O jornalista Leonardo Vieceli colabora com a colunista Marta Sfredo, titular deste espaço.
A crise do coronavírus acelerou tendências e testou a capacidade de adaptação dos negócios. Essa é a avaliação de Fernando Marchet, CEO da Bateleur Assessoria Financeira. Com sede em Porto Alegre, a empresa é especializada em fusões e aquisições, além de prestar consultoria de gestão. Marchet também atua como vice-presidente e coordenador da divisão de economia da Federasul.
Isolamento
"Inicialmente, fiquei 100% em casa. Agora, tenho feito um pouco de trabalho no escritório e outra parte em casa. Depende muito do dia. Na empresa, já usávamos muito o trabalho a distância entre as equipes. Não era um problema para a gente. Logo depois do Carnaval, quando houve a sinalização de que tinha alguma coisa errada, olhamos para as condições de tecnologia da casa de cada um dos colaboradores. Quando paramos, em março, todos já estavam basicamente preparados para fazer o trabalho remoto.

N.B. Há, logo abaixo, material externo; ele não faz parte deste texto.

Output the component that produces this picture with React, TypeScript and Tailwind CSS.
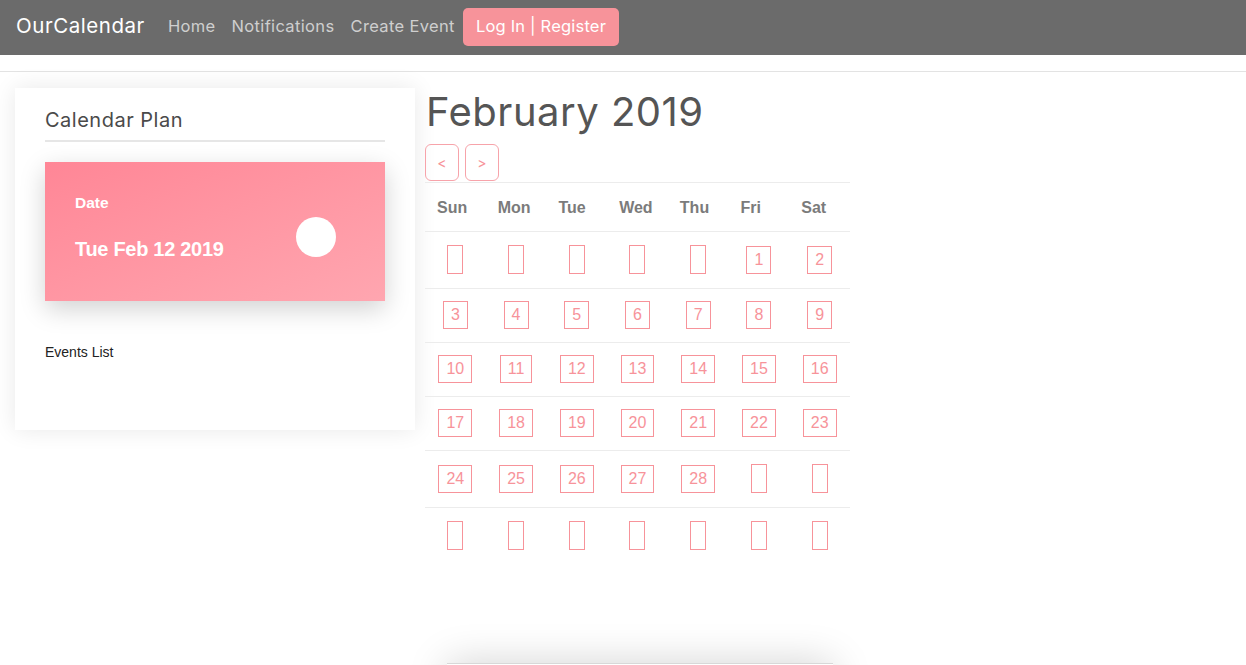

Depois, fomos voltando aos poucos. Já tínhamos uma rotina bem puxada. Vou dizer que, em casa, só piorou. Dentro de algumas companhias em que atuamos, participamos de comitês de contingência. O principal trabalho junto às empresas é tentar olhar para frente. Tem sido bastante extenuante."
Lazer
"Acho engraçado quando vejo na televisão pessoas com tempo livre para fazer comida, ler muitos livros, ver vários filmes. Não foi meu caso. O espaço livre para lazer não aumentou. Diminuiu. Gosto de ler bastante, é uma rotina. Então, consegui continuar lendo alguns livros, mas não consegui me dedicar a leituras adicionais. Tivemos de dedicar bastante tempo a tudo que está acontecendo, até por conta do tipo de trabalho que fazemos. Atuamos com companhias de diferentes setores da economia. Realmente, algo muito diverso. A parada tem sido mais longa do que imaginava que seria. A gente teve uma dedicação importante para acompanhar o que estava acontecendo lá fora com companhias de diferentes setores. Tivemos uma produção muito grande de material. Mais do que ler, escrevi bastante nesse período, principalmente sobre a visão de como será depois. Produzimos alguns relatórios resumidos. Isso tem sido muito útil para nossos clientes, e para a gente também."
Aprendizado
"A gente vai, provavelmente, ter um bom período até a recuperação. A crise, infelizmente, ainda não está dada. Podemos ter efeito prolongado. Há muita incerteza, não só aqui, lá fora também. Sabíamos que algumas coisas já eram tendências, como digitalização e uso de canais remotos. Isso vinha acontecendo. A pandemia acelerou processos e testou a capacidade de rápida adaptação. A resposta, em geral, foi boa. A sociedade é adaptável. Obviamente, há alguns grupos que não conseguem."
Novo normal
"Tenho dúvida quanto à ideia de que o novo normal será totalmente diferente. O ser humano gosta de interações. Talvez, alguns protocolos mudem, e os governos enxerguem a importância de se trabalhar com precaução, desde o saneamento básico até outros aspectos de saúde. A sociedade vai utilizar ferramentas diferentes, aproveitar evoluções tecnológicas, mas não acredito que as pessoas não vão ter relações no trabalho. Inclusive, estávamos com a equipe em home office, e os clientes começaram a demandar nossa presença física. Atendemos a empresas no Interior, onde a velocidade de resposta à situação é diferente."
Reflexões
"Na minha carreira, tenho de fazer esforço grande para me lembrar das poucas vezes em que consegui almoçar em casa com minha esposa, que é nutricionista. Temos uma filha pequena, de três anos. Sentir-se perto dos familiares dentro de casa e dedicar tempo àquelas pessoas que você gosta são grandes lições. Não vejo meus pais desde o Carnaval. Eles ficaram totalmente protegidos, são do grupo de risco. Sinto muita falta deles. Vejo a falta que eles também sentem. Ficamos bastante isolados, evitamos contato até com amigos próximos. Sinto falta desse tipo de interação. Por menor que seja o tempo, valorizar o período com as pessoas que gostamos é bem importante. Só refletimos sobre essa oportunidade em momentos em que não há como ver as outras pessoas com frequência."